Stefan Zweig’ın bu kısa ama etkileyici kitabını okurken kendinizi sanki uzun süredir olayın içindeymiş gibi hissedebilirsiniz. Kitap kısa ama sarsıcı. Okurken beni çok etkiledi ve açıkçası üzdü de, insan bu kitabı okurken, bir kadın bir erkek için neden kendini bu kadar yıpratır ve de duygularını frenleyemez diye düşünmekten kendini alıkoyamıyor.
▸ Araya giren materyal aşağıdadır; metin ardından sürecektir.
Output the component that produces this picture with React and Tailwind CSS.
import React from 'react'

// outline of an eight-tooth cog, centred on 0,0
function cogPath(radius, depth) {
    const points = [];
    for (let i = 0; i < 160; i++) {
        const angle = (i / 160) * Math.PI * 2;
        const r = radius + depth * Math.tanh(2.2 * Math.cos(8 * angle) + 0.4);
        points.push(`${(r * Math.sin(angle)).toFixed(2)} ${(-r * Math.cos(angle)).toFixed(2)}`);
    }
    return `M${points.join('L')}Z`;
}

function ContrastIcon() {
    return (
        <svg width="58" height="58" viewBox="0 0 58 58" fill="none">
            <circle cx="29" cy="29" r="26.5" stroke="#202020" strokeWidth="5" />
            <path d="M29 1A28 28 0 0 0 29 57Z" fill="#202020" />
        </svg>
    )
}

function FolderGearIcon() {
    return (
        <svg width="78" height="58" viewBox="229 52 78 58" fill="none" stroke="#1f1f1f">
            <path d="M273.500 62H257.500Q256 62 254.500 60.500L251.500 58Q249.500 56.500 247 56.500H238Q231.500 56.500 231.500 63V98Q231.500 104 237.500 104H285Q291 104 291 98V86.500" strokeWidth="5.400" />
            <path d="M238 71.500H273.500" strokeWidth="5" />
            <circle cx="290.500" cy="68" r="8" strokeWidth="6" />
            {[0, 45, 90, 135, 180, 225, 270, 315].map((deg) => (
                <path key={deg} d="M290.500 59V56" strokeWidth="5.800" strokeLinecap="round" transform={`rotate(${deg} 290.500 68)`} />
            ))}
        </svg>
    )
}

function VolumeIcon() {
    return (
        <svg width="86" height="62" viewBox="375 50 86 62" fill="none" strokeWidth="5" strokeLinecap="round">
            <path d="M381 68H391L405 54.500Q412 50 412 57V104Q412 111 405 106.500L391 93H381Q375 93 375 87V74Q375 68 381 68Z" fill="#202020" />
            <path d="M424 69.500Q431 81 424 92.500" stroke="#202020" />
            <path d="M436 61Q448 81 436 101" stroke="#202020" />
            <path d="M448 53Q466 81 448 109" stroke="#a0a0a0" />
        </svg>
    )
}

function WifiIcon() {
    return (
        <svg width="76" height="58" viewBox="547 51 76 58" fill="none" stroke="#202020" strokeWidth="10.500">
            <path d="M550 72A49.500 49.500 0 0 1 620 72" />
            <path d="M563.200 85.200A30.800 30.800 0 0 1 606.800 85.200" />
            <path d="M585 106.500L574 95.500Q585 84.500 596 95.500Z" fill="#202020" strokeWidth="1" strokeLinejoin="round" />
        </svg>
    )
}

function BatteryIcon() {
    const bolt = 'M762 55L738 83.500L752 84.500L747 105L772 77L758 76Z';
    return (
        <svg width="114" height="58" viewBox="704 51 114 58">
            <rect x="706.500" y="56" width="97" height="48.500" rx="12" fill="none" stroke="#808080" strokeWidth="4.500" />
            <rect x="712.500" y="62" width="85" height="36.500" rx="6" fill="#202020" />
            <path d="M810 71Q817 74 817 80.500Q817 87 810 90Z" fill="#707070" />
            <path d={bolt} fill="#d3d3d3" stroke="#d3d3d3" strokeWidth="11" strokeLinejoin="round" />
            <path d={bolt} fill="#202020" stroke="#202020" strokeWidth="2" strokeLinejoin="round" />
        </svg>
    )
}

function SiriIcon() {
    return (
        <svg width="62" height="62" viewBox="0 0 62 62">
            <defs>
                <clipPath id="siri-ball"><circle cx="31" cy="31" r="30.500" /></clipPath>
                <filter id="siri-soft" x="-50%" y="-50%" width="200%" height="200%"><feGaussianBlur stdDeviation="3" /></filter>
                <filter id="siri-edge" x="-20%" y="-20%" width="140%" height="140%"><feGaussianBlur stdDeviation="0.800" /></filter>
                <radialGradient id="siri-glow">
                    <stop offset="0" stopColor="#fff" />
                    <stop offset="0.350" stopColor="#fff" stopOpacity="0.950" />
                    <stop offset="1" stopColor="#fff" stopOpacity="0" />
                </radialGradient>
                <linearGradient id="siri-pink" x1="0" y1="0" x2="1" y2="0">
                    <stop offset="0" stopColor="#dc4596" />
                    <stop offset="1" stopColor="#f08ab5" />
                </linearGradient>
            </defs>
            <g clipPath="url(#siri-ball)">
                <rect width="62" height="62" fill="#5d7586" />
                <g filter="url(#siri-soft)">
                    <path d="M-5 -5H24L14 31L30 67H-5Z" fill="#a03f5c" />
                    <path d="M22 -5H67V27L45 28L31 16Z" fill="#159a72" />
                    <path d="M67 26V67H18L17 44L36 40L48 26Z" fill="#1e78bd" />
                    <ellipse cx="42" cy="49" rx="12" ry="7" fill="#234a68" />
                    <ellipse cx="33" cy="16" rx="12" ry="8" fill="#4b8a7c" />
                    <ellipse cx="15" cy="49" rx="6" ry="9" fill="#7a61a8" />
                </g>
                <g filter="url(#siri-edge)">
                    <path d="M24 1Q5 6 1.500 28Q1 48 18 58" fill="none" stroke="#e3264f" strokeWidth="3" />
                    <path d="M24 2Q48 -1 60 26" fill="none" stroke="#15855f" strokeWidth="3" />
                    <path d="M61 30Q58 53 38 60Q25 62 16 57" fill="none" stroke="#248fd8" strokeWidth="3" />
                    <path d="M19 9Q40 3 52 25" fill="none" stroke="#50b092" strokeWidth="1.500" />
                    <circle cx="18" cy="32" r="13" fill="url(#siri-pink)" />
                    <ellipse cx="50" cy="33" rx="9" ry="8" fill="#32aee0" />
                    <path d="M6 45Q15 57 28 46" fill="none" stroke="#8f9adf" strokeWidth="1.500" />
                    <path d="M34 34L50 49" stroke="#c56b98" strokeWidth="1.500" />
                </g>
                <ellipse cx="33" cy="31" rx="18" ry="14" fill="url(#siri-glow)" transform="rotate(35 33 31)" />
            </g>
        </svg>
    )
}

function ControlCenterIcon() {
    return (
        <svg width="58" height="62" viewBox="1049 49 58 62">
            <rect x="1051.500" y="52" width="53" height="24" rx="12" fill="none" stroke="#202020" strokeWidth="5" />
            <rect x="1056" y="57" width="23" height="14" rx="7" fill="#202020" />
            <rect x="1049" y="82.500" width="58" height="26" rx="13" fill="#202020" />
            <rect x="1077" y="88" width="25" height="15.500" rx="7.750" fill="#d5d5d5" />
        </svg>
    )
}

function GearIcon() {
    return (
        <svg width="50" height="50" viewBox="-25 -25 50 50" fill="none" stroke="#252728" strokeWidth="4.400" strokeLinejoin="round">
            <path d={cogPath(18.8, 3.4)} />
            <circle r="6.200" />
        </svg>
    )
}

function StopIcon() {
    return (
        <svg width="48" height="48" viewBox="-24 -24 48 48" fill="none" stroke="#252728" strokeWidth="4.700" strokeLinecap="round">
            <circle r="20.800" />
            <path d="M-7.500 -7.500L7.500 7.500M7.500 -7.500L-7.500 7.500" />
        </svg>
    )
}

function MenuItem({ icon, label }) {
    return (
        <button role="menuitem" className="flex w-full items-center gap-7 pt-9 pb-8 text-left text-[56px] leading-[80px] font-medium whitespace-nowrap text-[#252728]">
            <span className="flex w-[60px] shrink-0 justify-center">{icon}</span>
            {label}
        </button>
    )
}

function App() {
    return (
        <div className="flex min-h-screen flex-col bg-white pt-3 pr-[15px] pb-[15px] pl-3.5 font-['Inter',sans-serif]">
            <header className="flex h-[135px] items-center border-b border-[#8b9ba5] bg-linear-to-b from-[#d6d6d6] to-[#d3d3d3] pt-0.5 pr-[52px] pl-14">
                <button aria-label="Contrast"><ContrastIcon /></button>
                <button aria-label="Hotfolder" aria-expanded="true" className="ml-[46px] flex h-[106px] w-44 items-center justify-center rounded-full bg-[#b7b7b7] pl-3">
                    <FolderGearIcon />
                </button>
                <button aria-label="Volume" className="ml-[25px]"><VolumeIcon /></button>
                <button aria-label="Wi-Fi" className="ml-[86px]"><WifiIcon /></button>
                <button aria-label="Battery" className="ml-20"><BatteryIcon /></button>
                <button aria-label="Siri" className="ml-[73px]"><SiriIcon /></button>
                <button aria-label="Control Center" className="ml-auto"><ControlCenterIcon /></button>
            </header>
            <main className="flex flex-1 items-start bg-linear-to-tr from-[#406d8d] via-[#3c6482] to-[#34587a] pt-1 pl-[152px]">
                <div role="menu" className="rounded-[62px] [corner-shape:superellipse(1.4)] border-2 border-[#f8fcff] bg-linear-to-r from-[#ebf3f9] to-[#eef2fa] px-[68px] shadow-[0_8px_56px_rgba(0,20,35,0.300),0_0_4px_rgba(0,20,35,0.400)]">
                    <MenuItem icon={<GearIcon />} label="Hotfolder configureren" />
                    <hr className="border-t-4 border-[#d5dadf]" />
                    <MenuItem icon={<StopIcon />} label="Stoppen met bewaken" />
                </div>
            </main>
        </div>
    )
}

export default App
Hem de onu hiç önemsemeyen ve de karşılıksız bir aşk beslediği birine karşı. Aslında eleştirmeye kimsenin hakkı yok, sonuçta herkesin karakteri ve gücü aynı değil.
Kitaptan altını çizdiğim yerlerden bazıları şöyledir :
Daracık hayatlar yaşayanlar, kapılarının önünde boy gösteren her yeniliğe karşı daima merak duyarlar.
Yeryüzünde hiçbir şey yoktur ki tıpkı bir çocuğun, hiçbir umudu olmadığı için, karanlıkta kalan, kaynayıp giden sevgisine benzesin.
Dostlar da gelecekler belki, çiçekler getirecekler fakat bir tabutun üstünde çiçekler ne ifade eder ki?
Seni yanımda hissettiğim zaman yıldızları başımın üzerinde görmediğim için şaşırmıştım, kendimi öylesine yakın hissediyordum gökyüzüne.
Ve şuna inanıyorum, beni, ben ölüm döşeğinde yatarken çağırsaydın bile kalkıp sana koşmanın gücünü derhal bulurdum kendimde.
Fakat sen kimsin ki benim için, beni asla, asla tanımamış olan sen, yanımdan sanki ben bir su birikintisinden daha fazlası değilmişim gibi geçip giden, beni sanki bir taş parçasıymışım gibi rastgele bulan, daima çekip giden ve beni sonsuz bir bekleyişin içinde bırakan sen.
Zweig, S. (2017). Bilinmeyen Bir Kadının Mektubu. İstanbul: Roman Oda Yayınları.